Reproduce each line that includes the word "components".

> Supplied information:
+ + + + + + +

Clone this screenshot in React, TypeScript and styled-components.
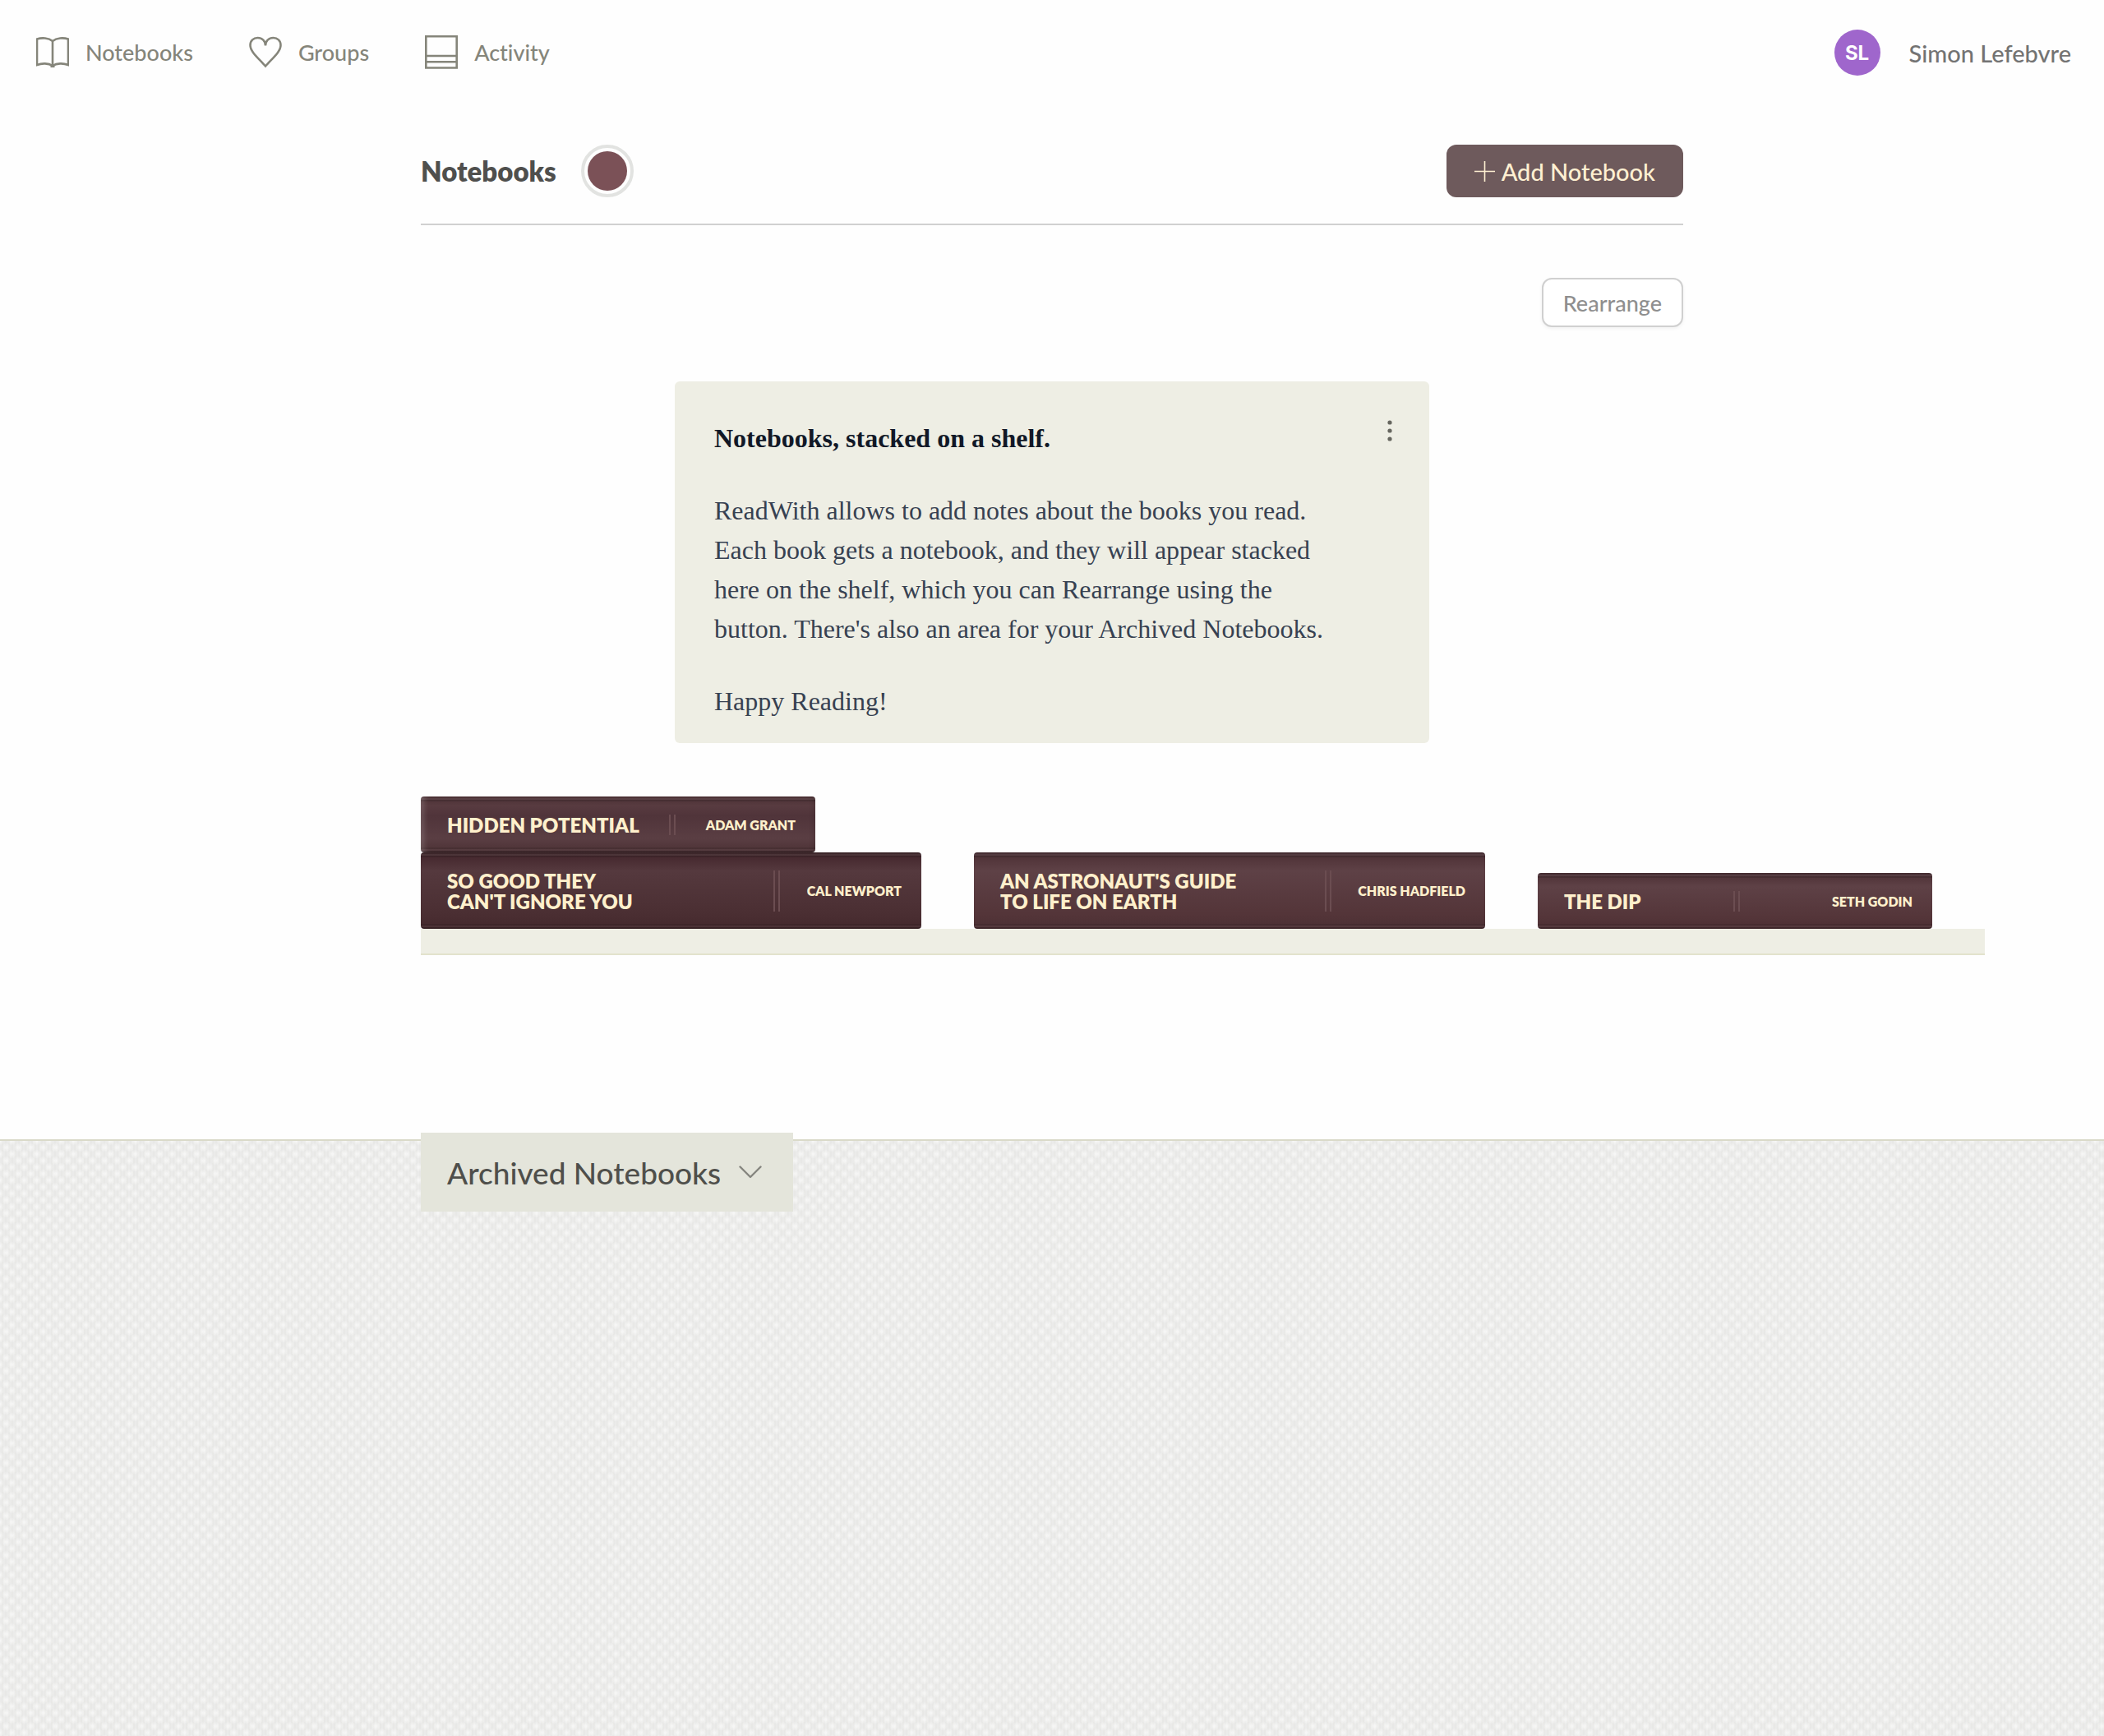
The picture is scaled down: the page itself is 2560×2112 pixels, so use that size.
import React from "react";
import styled, { createGlobalStyle, css } from "styled-components";

const GlobalStyle = createGlobalStyle`
  *, *::before, *::after { box-sizing: border-box; }
  body {
    margin: 0;
    background: #fefefe;
    font-family: Lato, "Open Sans", sans-serif;
    font-variant-ligatures: none;
    -webkit-font-smoothing: antialiased;
  }
  h1, h2, h3, p { margin: 0; }
  button { font: inherit; cursor: pointer; }
`;

const Page = styled.div`
  min-height: 100vh;
  display: flex;
  flex-direction: column;
  overflow-x: hidden;
`;

const TopBar = styled.header`
  display: flex;
  align-items: center;
  justify-content: space-between;
  height: 128px;
  padding: 0 40px 0 44px;
`;

const Nav = styled.nav`
  display: flex;
  gap: 68px;
`;

const NavLink = styled.a`
  display: flex;
  align-items: center;
  gap: 20px;
  color: #85857a;
  font-size: 27px;
  font-weight: 500;
  line-height: 42px;
  text-decoration: none;
`;

const NavIcon = styled.svg`
  width: 40px;
  height: 42px;
  fill: none;
  stroke: currentColor;
  stroke-width: 2.6;
`;

const Profile = styled.a`
  display: flex;
  align-items: center;
  gap: 35px;
  color: #737373;
  font-size: 29px;
  font-weight: 500;
  text-decoration: none;
`;

const Avatar = styled.span`
  display: grid;
  place-items: center;
  width: 56px;
  height: 56px;
  border-radius: 50%;
  background: #9f66cc;
  color: #fff;
  font-family: Inter, sans-serif;
  font-size: 24px;
  font-weight: 700;
`;

const Main = styled.main`
  width: 100%;
  max-width: 1536px;
  margin: 0 auto;
  padding: 48px 0 224px;
`;

const TitleBar = styled.div`
  display: flex;
  align-items: center;
  gap: 30px;
  padding-bottom: 32px;
  border-bottom: 2px solid #d0d0d0;
`;

const Title = styled.h1`
  color: #4f4f4d;
  font-size: 33px;
  font-weight: 800;
  line-height: 48px;
`;

const Swatch = styled.button`
  width: 64px;
  height: 64px;
  padding: 4px;
  border: 4px solid #e2e3e1;
  border-radius: 50%;
  background: #7b5157 content-box;
`;

const AddButton = styled.button`
  display: flex;
  align-items: center;
  gap: 8px;
  height: 64px;
  margin-left: auto;
  padding: 0 34px;
  border: 0;
  border-radius: 12px;
  background: #6e5a5c;
  color: #fff0d2;
  font-size: 29px;
  font-weight: 500;
`;

const PlusIcon = styled.svg`
  width: 25px;
  height: 25px;
  stroke: currentColor;
  stroke-width: 1.6;
`;

const Toolbar = styled.div`
  display: flex;
  justify-content: flex-end;
  padding: 64px 0 66px;
`;

const OutlineButton = styled.button`
  height: 60px;
  padding: 0 24px;
  border: 2px solid #d0d0d0;
  border-radius: 12px;
  background: #fff;
  box-shadow: 0 2px 4px rgba(0, 0, 0, 0.05);
  color: #8f8f8f;
  font-size: 27px;
  font-weight: 500;
`;

const NoteCard = styled.section`
  display: flex;
  align-items: flex-start;
  justify-content: space-between;
  max-width: 918px;
  margin: 0 auto 65px;
  padding: 45px 32px 27px 48px;
  border-radius: 6px;
  background: #eeeee4;
`;

const NoteText = styled.div`
  display: flex;
  flex-direction: column;
  gap: 40px;
  max-width: 750px;
  color: #374151;
  font-family: "Liberation Serif", serif;
  font-size: 32px;
  line-height: 48px;
`;

const NoteTitle = styled.h2`
  color: #111827;
  font-size: inherit;
  font-weight: 700;
`;

const MenuButton = styled.button`
  display: grid;
  place-items: center;
  width: 32px;
  height: 30px;
  padding: 0;
  border: 0;
  background: none;
  color: #66665f;
`;

const ShelfRow = styled.div`
  display: flex;
  flex-direction: column;
  width: max-content;
`;

const Stacks = styled.ul`
  display: flex;
  align-items: flex-end;
  gap: 64px;
  margin: 0;
  padding: 0 64px 0 0;
  list-style: none;
`;

const Stack = styled.li`
  display: flex;
  flex-direction: column;
  align-items: flex-start;
`;

const Plank = styled.div`
  height: 32px;
  border-bottom: 2px solid #e2e2cc;
  background: #eeeee4;
`;

type Tone = "worn" | "dark" | "plain";

const bands = css`
  linear-gradient(
    transparent 2px,
    rgba(255, 255, 255, 0.06) 2px 4px,
    rgba(0, 0, 0, 0.12) 4px 6px,
    transparent 6px calc(100% - 6px),
    rgba(0, 0, 0, 0.1) calc(100% - 6px) calc(100% - 4px),
    rgba(255, 255, 255, 0.04) calc(100% - 4px) calc(100% - 2px),
    rgba(0, 0, 0, 0.2) calc(100% - 2px)
  )
`;

const tones = {
  worn: css`
    background: ${bands},
      linear-gradient(#4a3034, #583b40 16%, #50343a 35%, #5a3e43 75%, #4f3438 94%, #4a3034);
    box-shadow: inset 9px 0 6px -5px rgba(255, 255, 255, 0.16), inset -7px 0 6px -5px rgba(0, 0, 0, 0.12);
  `,
  dark: css`
    background: ${bands}, linear-gradient(#3a2629, #46292f 6%, #55393e 24%, #4a2e32 82%, #44292d);
  `,
  plain: css`
    background: ${bands}, linear-gradient(#432c31, #52353a 8%, #5e4146 24%, #543539 80%, #4c3034);
  `,
};

const Spine = styled.a<{ $width: number; $tone: Tone }>`
  display: flex;
  align-items: center;
  justify-content: space-between;
  gap: 32px;
  width: ${(p) => p.$width}px;
  padding: 22px 24px 21px 32px;
  border-radius: 4px;
  color: #fff0cc;
  font-weight: 800;
  text-decoration: none;
  text-transform: uppercase;
  ${(p) => tones[p.$tone]}
`;

const SpineTitle = styled.span`
  flex: 0 1 auto;
  max-width: 365px;
  font-size: 24px;
  line-height: 25px;
  text-wrap: balance;
`;

const SpineRule = styled.span`
  align-self: stretch;
  flex: none;
  width: 8px;
  border: solid #6b4d51;
  border-width: 0 2px;
`;

const SpineAuthor = styled.span`
  flex: none;
  font-size: 16px;
  line-height: 24px;
`;

const Archive = styled.section`
  flex: 1;
  border-top: 2px solid #dadac9;
  background-color: #e8e8e6;
  background-image:
    repeating-linear-gradient(90deg, rgba(255, 255, 255, 0.14) 0 2px, transparent 2px 4px),
    radial-gradient(ellipse at center, #f4f4f3 10%, rgba(244, 244, 243, 0) 50%),
    radial-gradient(ellipse at center, #f4f4f3 10%, rgba(244, 244, 243, 0) 50%);
  background-size: 4px 4px, 15px 16px, 15px 16px;
  background-position: 0 0, 0 0, 7px 8px;
`;

const ArchiveInner = styled.div`
  max-width: 1536px;
  margin: 0 auto;
`;

const ArchiveToggle = styled.button`
  display: flex;
  align-items: center;
  gap: 22px;
  height: 96px;
  margin-top: -10px;
  padding: 0 38px 0 32px;
  border: 0;
  background: #e4e5db;
  color: #4f4f4b;
  font-size: 37px;
  font-weight: 500;
`;

const Chevron = styled.svg`
  width: 28px;
  height: 16px;
  fill: none;
  stroke: #85857f;
  stroke-width: 2.4;
  stroke-linecap: round;
  stroke-linejoin: round;
`;

interface Book {
  title: string;
  author: string;
  width: number;
  tone: Tone;
}

const stacks: Book[][] = [
  [
    { title: "Hidden Potential", author: "Adam Grant", width: 480, tone: "worn" },
    { title: "So Good They Can't Ignore You", author: "Cal Newport", width: 609, tone: "dark" },
  ],
  [{ title: "An Astronaut's Guide to Life on Earth", author: "Chris Hadfield", width: 622, tone: "plain" }],
  [{ title: "The Dip", author: "Seth Godin", width: 480, tone: "plain" }],
];

export default function App() {
  return (
    <>
      <GlobalStyle />
      <Page>
        <TopBar>
          <Nav>
            <NavLink href="#notebooks">
              <NavIcon viewBox="0 0 40 42" aria-hidden="true">
                <path d="M20 7C15 3 7 2.6 1 4.6V36C7 33.6 15 33.8 20 37C25 33.8 33 33.6 39 36V4.6C33 2.6 25 3 20 7V39" />
                <path d="M17.500 37.800H22.500" />
              </NavIcon>
              Notebooks
            </NavLink>
            <NavLink href="#groups">
              <NavIcon viewBox="0 0 40 42" aria-hidden="true">
                <path d="M20 37.500C13 29 1.500 20.500 1.500 12C1.500 6.500 5.500 3 10.500 3C16 3 20 7 20 12.500C20 7 24 3 29.500 3C34.500 3 38.500 6.500 38.500 12C38.500 20.500 27 29 20 37.500Z" />
              </NavIcon>
              Groups
            </NavLink>
            <NavLink href="#activity">
              <NavIcon viewBox="0 0 40 42" aria-hidden="true">
                <path d="M1.300 1.300H38.700V39.500H1.300ZM1.300 25H38.700M1.300 32.300H38.700" />
              </NavIcon>
              Activity
            </NavLink>
          </Nav>
          <Profile href="#profile">
            <Avatar>SL</Avatar>
            Simon Lefebvre
          </Profile>
        </TopBar>

        <Main>
          <TitleBar>
            <Title>Notebooks</Title>
            <Swatch aria-label="Shelf colour" />
            <AddButton>
              <PlusIcon viewBox="0 0 25 25" aria-hidden="true">
                <path d="M12.500 0V25M0 12.500H25" />
              </PlusIcon>
              Add Notebook
            </AddButton>
          </TitleBar>

          <Toolbar>
            <OutlineButton>Rearrange</OutlineButton>
          </Toolbar>

          <NoteCard>
            <NoteText>
              <NoteTitle>Notebooks, stacked on a shelf.</NoteTitle>
              <p>
                ReadWith allows to add notes about the books you read. Each book gets a notebook, and they will
                appear stacked here on the shelf, which you can Rearrange using the button. There's also an area
                for your Archived Notebooks.
              </p>
              <p>Happy Reading!</p>
            </NoteText>
            <MenuButton aria-label="Note options">
              <svg width="6" height="26" viewBox="0 0 6 26" fill="currentColor" aria-hidden="true">
                <circle cx="3" cy="3" r="2.600" />
                <circle cx="3" cy="13" r="2.600" />
                <circle cx="3" cy="23" r="2.600" />
              </svg>
            </MenuButton>
          </NoteCard>

          <ShelfRow>
            <Stacks>
              {stacks.map((books) => (
                <Stack key={books[0].title}>
                  {books.map((book) => (
                    <Spine key={book.title} href="#notebook" $width={book.width} $tone={book.tone}>
                      <SpineTitle>{book.title}</SpineTitle>
                      <SpineRule />
                      <SpineAuthor>{book.author}</SpineAuthor>
                    </Spine>
                  ))}
                </Stack>
              ))}
            </Stacks>
            <Plank />
          </ShelfRow>
        </Main>

        <Archive>
          <ArchiveInner>
            <ArchiveToggle aria-expanded="false">
              Archived Notebooks
              <Chevron viewBox="0 0 28 16" aria-hidden="true">
                <path d="M1.500 1.500L14 14L26.500 1.500" />
              </Chevron>
            </ArchiveToggle>
          </ArchiveInner>
        </Archive>
      </Page>
    </>
  );
}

+ + + + + + +

> Task solution:
Clone this screenshot in React, TypeScript and styled-components.
import styled, { createGlobalStyle, css } from "styled-components";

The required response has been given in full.